Off, on and standby switches on wireless systems explained!

Q: “Every wireless mic I have has a three-position switch– ‘off’, ‘standby’, and ‘on’. Nowhere in the manuals does anyone mention what the ‘standby’ mode is for. If it took any time to warm up between ‘off’ and ‘on’ modes, then it would be obvious what ‘standby’ was for. But it takes no longer to get a signal moving from ‘off’ to ‘on’ than it does from ‘standby’ to ‘on’. Either way you have instant sound. So, all the three-mode switch seems to do is leave people confused as you hand them the mic. Why don’t they just have ‘off’ and ‘on’? Can you enlighten us?”

A: I’m surprised this isn’t covered in your manuals. There is an important difference between standby and on. Assuming the mics you have work like many wireless systems I’ve seen over the years, the standby mode (which sometimes has other names like “mute” or “power.”) turns on the wireless transmitter, but mutes the microphone’s audio output.

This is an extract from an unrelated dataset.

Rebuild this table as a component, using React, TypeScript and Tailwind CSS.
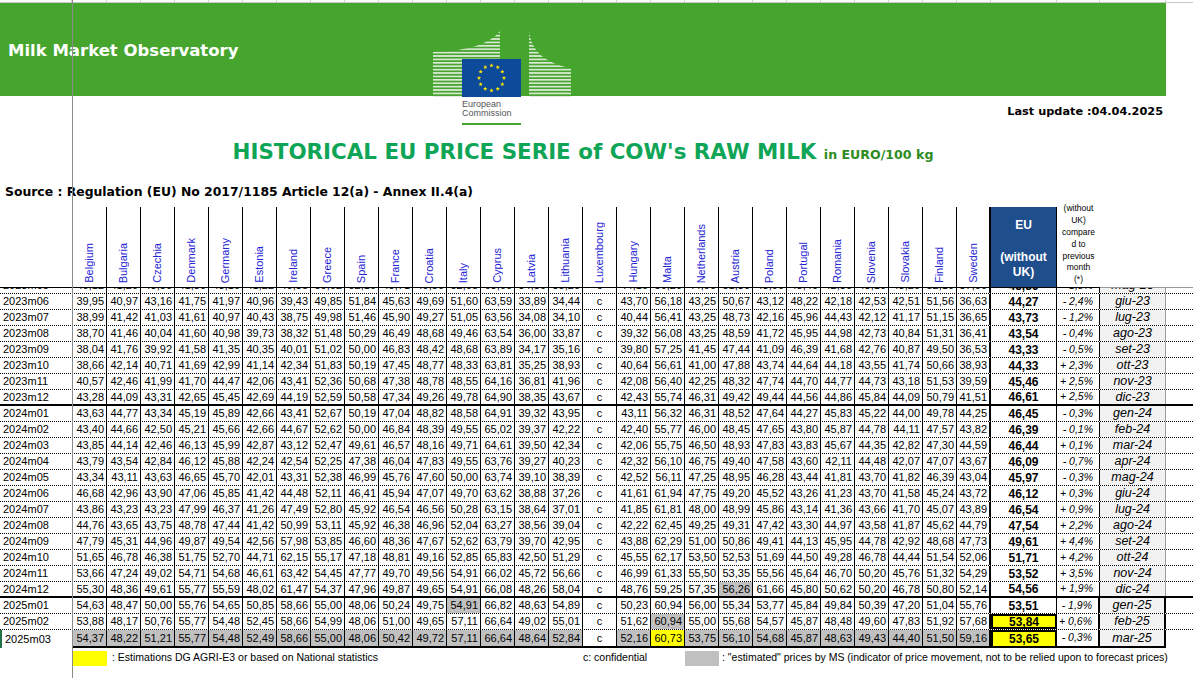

This can be an extremely important feature in circumstances where there is a lot of RFI (Radio Frequency Interference). Sometimes when the desired carrier signal is not present, a wireless receiver will pick up enough other interference to produce loud noise, which can be a pretty big problem in most applications. Many receivers have a squelch control to help set things up so that even when the transmitter is off no noise is output, but the likelihood of some stray signal getting in to your receiver is still much greater when the transmitter is off. Leaving the transmitter on, with a valid carrier constantly being transmitted, gives the receiver something to lock on to, which helps prevent it from picking up stray signals that can get amplified through your system.

If you are experiencing little or no interference and you wish to conserve battery power as much as possible, you can certainly turn the transmitters off during a performance. You are right that the “start up time” from off to on is generally about the same as from standby to on. But if your application/performance is critical and/or you do have some interference, and you don’t need to conserve batteries, you may be well served by using the standby mode to mute the mic until you are sure the sound engineer has pulled the levels down out front.